- TASK: Transcribe the data in full and exactly, omitting any pictures.

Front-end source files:
%%

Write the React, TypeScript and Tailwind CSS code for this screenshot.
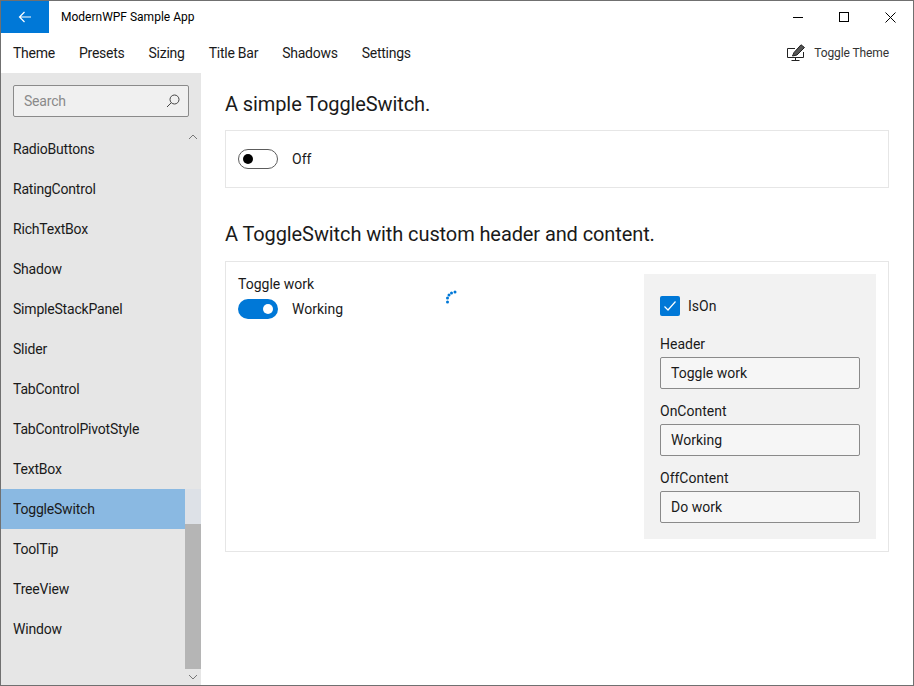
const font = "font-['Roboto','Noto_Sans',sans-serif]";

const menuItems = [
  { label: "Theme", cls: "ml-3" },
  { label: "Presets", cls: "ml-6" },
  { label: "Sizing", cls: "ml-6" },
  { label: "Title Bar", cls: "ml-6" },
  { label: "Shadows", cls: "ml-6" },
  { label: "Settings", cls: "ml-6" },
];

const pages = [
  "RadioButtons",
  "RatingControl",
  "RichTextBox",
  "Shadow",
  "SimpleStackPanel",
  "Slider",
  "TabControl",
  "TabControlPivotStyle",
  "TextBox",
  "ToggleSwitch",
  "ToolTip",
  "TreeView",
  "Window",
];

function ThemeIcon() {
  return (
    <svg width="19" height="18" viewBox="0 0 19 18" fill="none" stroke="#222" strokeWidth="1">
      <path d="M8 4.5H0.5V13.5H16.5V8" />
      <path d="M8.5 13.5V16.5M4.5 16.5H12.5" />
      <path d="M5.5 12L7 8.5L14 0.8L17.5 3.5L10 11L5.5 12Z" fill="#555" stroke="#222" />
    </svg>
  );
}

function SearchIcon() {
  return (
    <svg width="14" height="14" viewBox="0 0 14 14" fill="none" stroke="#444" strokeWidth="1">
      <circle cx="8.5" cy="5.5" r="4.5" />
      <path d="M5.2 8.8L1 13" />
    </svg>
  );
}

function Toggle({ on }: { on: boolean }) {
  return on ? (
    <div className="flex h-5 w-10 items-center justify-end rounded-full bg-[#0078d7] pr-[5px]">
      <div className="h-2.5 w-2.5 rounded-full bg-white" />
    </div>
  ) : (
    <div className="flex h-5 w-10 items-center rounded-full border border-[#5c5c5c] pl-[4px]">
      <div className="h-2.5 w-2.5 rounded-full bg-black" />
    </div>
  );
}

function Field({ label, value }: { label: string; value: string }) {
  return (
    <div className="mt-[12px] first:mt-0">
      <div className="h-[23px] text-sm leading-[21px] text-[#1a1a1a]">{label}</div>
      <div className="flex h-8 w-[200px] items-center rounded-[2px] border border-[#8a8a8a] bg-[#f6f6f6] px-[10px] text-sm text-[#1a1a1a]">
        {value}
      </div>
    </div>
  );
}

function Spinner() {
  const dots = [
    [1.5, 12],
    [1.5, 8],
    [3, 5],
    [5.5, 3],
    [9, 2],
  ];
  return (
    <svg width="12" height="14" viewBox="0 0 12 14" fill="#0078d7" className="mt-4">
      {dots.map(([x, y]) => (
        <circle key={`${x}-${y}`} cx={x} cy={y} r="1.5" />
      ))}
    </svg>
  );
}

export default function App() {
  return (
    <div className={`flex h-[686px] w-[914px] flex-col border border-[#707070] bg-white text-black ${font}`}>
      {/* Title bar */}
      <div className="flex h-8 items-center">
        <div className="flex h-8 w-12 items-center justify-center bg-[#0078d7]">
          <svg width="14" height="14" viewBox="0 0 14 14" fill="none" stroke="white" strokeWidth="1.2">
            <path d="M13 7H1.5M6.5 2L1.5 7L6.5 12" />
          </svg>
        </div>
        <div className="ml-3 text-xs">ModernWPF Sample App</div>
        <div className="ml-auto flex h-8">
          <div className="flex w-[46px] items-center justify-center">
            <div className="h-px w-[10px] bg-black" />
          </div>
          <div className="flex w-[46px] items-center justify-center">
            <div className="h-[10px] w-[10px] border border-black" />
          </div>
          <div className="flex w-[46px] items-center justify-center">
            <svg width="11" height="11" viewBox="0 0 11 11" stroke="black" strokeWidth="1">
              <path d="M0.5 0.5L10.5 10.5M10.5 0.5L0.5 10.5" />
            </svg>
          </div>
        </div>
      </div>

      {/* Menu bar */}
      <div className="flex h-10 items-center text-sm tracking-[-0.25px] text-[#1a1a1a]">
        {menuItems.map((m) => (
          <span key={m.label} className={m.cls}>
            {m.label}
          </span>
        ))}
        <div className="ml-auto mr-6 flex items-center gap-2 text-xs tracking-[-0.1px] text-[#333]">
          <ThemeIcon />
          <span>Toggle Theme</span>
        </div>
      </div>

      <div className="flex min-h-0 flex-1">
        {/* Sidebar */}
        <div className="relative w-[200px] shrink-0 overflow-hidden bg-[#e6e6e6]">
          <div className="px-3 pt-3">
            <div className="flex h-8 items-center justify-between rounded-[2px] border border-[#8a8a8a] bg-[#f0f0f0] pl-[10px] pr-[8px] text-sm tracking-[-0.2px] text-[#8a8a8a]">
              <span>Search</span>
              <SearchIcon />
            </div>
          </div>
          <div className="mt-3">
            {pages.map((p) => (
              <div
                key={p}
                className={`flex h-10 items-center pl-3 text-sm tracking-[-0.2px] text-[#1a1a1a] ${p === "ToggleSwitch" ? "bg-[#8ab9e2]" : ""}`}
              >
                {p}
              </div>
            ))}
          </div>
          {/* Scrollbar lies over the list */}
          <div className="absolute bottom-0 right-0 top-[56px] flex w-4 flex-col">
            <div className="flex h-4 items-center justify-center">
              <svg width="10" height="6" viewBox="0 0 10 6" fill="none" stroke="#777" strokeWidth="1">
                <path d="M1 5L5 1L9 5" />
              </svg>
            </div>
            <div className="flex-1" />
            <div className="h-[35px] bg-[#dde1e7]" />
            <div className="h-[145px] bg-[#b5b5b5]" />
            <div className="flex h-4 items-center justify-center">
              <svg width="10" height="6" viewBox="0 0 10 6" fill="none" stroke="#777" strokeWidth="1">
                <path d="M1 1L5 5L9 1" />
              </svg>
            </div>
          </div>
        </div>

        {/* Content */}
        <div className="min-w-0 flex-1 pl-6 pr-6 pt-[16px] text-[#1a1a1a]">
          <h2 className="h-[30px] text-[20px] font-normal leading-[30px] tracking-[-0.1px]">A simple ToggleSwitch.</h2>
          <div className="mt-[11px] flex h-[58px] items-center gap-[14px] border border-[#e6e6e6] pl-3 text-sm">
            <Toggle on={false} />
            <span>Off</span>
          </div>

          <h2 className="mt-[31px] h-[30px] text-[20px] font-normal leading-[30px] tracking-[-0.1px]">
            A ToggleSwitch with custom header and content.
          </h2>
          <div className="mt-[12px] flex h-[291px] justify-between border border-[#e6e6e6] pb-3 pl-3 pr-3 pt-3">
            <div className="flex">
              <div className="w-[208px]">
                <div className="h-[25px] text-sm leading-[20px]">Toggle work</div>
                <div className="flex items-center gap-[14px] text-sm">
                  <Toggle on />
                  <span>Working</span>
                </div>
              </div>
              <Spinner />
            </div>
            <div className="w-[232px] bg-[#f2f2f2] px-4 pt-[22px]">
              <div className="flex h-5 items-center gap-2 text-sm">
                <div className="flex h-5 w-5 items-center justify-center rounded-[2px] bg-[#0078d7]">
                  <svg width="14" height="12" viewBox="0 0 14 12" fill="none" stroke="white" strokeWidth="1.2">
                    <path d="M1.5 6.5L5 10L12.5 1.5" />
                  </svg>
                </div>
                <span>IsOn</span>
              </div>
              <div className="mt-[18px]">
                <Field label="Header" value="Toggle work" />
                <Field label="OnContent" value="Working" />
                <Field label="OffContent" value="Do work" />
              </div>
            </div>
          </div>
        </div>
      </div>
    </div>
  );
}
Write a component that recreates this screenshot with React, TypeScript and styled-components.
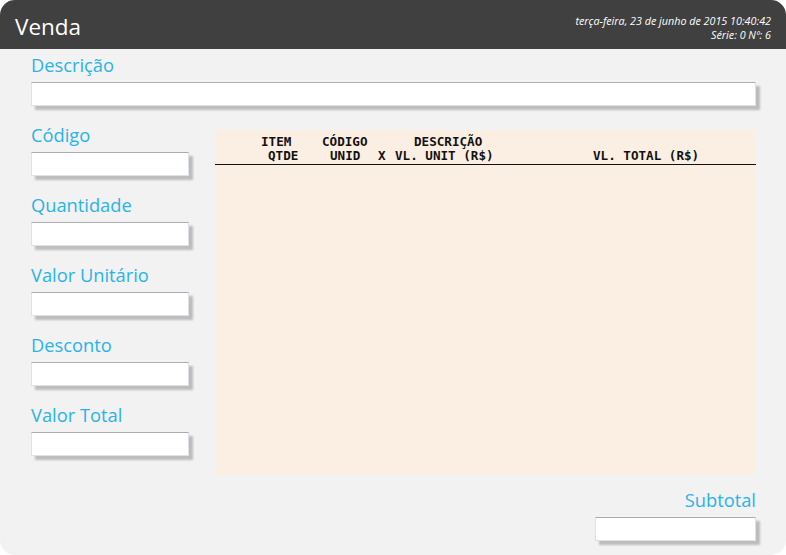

%%

- RESPONSE:
Write the React, TypeScript and Tailwind CSS code for this screenshot.
const font = "font-['Roboto','Noto_Sans',sans-serif]";

const menuItems = [
  { label: "Theme", cls: "ml-3" },
  { label: "Presets", cls: "ml-6" },
  { label: "Sizing", cls: "ml-6" },
  { label: "Title Bar", cls: "ml-6" },
  { label: "Shadows", cls: "ml-6" },
  { label: "Settings", cls: "ml-6" },
];

const pages = [
  "RadioButtons",
  "RatingControl",
  "RichTextBox",
  "Shadow",
  "SimpleStackPanel",
  "Slider",
  "TabControl",
  "TabControlPivotStyle",
  "TextBox",
  "ToggleSwitch",
  "ToolTip",
  "TreeView",
  "Window",
];

function ThemeIcon() {
  return (
    <svg width="19" height="18" viewBox="0 0 19 18" fill="none" stroke="#222" strokeWidth="1">
      <path d="M8 4.5H0.5V13.5H16.5V8" />
      <path d="M8.5 13.5V16.5M4.5 16.5H12.5" />
      <path d="M5.5 12L7 8.5L14 0.8L17.5 3.5L10 11L5.5 12Z" fill="#555" stroke="#222" />
    </svg>
  );
}

function SearchIcon() {
  return (
    <svg width="14" height="14" viewBox="0 0 14 14" fill="none" stroke="#444" strokeWidth="1">
      <circle cx="8.5" cy="5.5" r="4.5" />
      <path d="M5.2 8.8L1 13" />
    </svg>
  );
}

function Toggle({ on }: { on: boolean }) {
  return on ? (
    <div className="flex h-5 w-10 items-center justify-end rounded-full bg-[#0078d7] pr-[5px]">
      <div className="h-2.5 w-2.5 rounded-full bg-white" />
    </div>
  ) : (
    <div className="flex h-5 w-10 items-center rounded-full border border-[#5c5c5c] pl-[4px]">
      <div className="h-2.5 w-2.5 rounded-full bg-black" />
    </div>
  );
}

function Field({ label, value }: { label: string; value: string }) {
  return (
    <div className="mt-[12px] first:mt-0">
      <div className="h-[23px] text-sm leading-[21px] text-[#1a1a1a]">{label}</div>
      <div className="flex h-8 w-[200px] items-center rounded-[2px] border border-[#8a8a8a] bg-[#f6f6f6] px-[10px] text-sm text-[#1a1a1a]">
        {value}
      </div>
    </div>
  );
}

function Spinner() {
  const dots = [
    [1.5, 12],
    [1.5, 8],
    [3, 5],
    [5.5, 3],
    [9, 2],
  ];
  return (
    <svg width="12" height="14" viewBox="0 0 12 14" fill="#0078d7" className="mt-4">
      {dots.map(([x, y]) => (
        <circle key={`${x}-${y}`} cx={x} cy={y} r="1.5" />
      ))}
    </svg>
  );
}

export default function App() {
  return (
    <div className={`flex h-[686px] w-[914px] flex-col border border-[#707070] bg-white text-black ${font}`}>
      {/* Title bar */}
      <div className="flex h-8 items-center">
        <div className="flex h-8 w-12 items-center justify-center bg-[#0078d7]">
          <svg width="14" height="14" viewBox="0 0 14 14" fill="none" stroke="white" strokeWidth="1.2">
            <path d="M13 7H1.5M6.5 2L1.5 7L6.5 12" />
          </svg>
        </div>
        <div className="ml-3 text-xs">ModernWPF Sample App</div>
        <div className="ml-auto flex h-8">
          <div className="flex w-[46px] items-center justify-center">
            <div className="h-px w-[10px] bg-black" />
          </div>
          <div className="flex w-[46px] items-center justify-center">
            <div className="h-[10px] w-[10px] border border-black" />
          </div>
          <div className="flex w-[46px] items-center justify-center">
            <svg width="11" height="11" viewBox="0 0 11 11" stroke="black" strokeWidth="1">
              <path d="M0.5 0.5L10.5 10.5M10.5 0.5L0.5 10.5" />
            </svg>
          </div>
        </div>
      </div>

      {/* Menu bar */}
      <div className="flex h-10 items-center text-sm tracking-[-0.25px] text-[#1a1a1a]">
        {menuItems.map((m) => (
          <span key={m.label} className={m.cls}>
            {m.label}
          </span>
        ))}
        <div className="ml-auto mr-6 flex items-center gap-2 text-xs tracking-[-0.1px] text-[#333]">
          <ThemeIcon />
          <span>Toggle Theme</span>
        </div>
      </div>

      <div className="flex min-h-0 flex-1">
        {/* Sidebar */}
        <div className="relative w-[200px] shrink-0 overflow-hidden bg-[#e6e6e6]">
          <div className="px-3 pt-3">
            <div className="flex h-8 items-center justify-between rounded-[2px] border border-[#8a8a8a] bg-[#f0f0f0] pl-[10px] pr-[8px] text-sm tracking-[-0.2px] text-[#8a8a8a]">
              <span>Search</span>
              <SearchIcon />
            </div>
          </div>
          <div className="mt-3">
            {pages.map((p) => (
              <div
                key={p}
                className={`flex h-10 items-center pl-3 text-sm tracking-[-0.2px] text-[#1a1a1a] ${p === "ToggleSwitch" ? "bg-[#8ab9e2]" : ""}`}
              >
                {p}
              </div>
            ))}
          </div>
          {/* Scrollbar lies over the list */}
          <div className="absolute bottom-0 right-0 top-[56px] flex w-4 flex-col">
            <div className="flex h-4 items-center justify-center">
              <svg width="10" height="6" viewBox="0 0 10 6" fill="none" stroke="#777" strokeWidth="1">
                <path d="M1 5L5 1L9 5" />
              </svg>
            </div>
            <div className="flex-1" />
            <div className="h-[35px] bg-[#dde1e7]" />
            <div className="h-[145px] bg-[#b5b5b5]" />
            <div className="flex h-4 items-center justify-center">
              <svg width="10" height="6" viewBox="0 0 10 6" fill="none" stroke="#777" strokeWidth="1">
                <path d="M1 1L5 5L9 1" />
              </svg>
            </div>
          </div>
        </div>

        {/* Content */}
        <div className="min-w-0 flex-1 pl-6 pr-6 pt-[16px] text-[#1a1a1a]">
          <h2 className="h-[30px] text-[20px] font-normal leading-[30px] tracking-[-0.1px]">A simple ToggleSwitch.</h2>
          <div className="mt-[11px] flex h-[58px] items-center gap-[14px] border border-[#e6e6e6] pl-3 text-sm">
            <Toggle on={false} />
            <span>Off</span>
          </div>

          <h2 className="mt-[31px] h-[30px] text-[20px] font-normal leading-[30px] tracking-[-0.1px]">
            A ToggleSwitch with custom header and content.
          </h2>
          <div className="mt-[12px] flex h-[291px] justify-between border border-[#e6e6e6] pb-3 pl-3 pr-3 pt-3">
            <div className="flex">
              <div className="w-[208px]">
                <div className="h-[25px] text-sm leading-[20px]">Toggle work</div>
                <div className="flex items-center gap-[14px] text-sm">
                  <Toggle on />
                  <span>Working</span>
                </div>
              </div>
              <Spinner />
            </div>
            <div className="w-[232px] bg-[#f2f2f2] px-4 pt-[22px]">
              <div className="flex h-5 items-center gap-2 text-sm">
                <div className="flex h-5 w-5 items-center justify-center rounded-[2px] bg-[#0078d7]">
                  <svg width="14" height="12" viewBox="0 0 14 12" fill="none" stroke="white" strokeWidth="1.2">
                    <path d="M1.5 6.5L5 10L12.5 1.5" />
                  </svg>
                </div>
                <span>IsOn</span>
              </div>
              <div className="mt-[18px]">
                <Field label="Header" value="Toggle work" />
                <Field label="OnContent" value="Working" />
                <Field label="OffContent" value="Do work" />
              </div>
            </div>
          </div>
        </div>
      </div>
    </div>
  );
}
Write a component that recreates this screenshot with React, TypeScript and styled-components.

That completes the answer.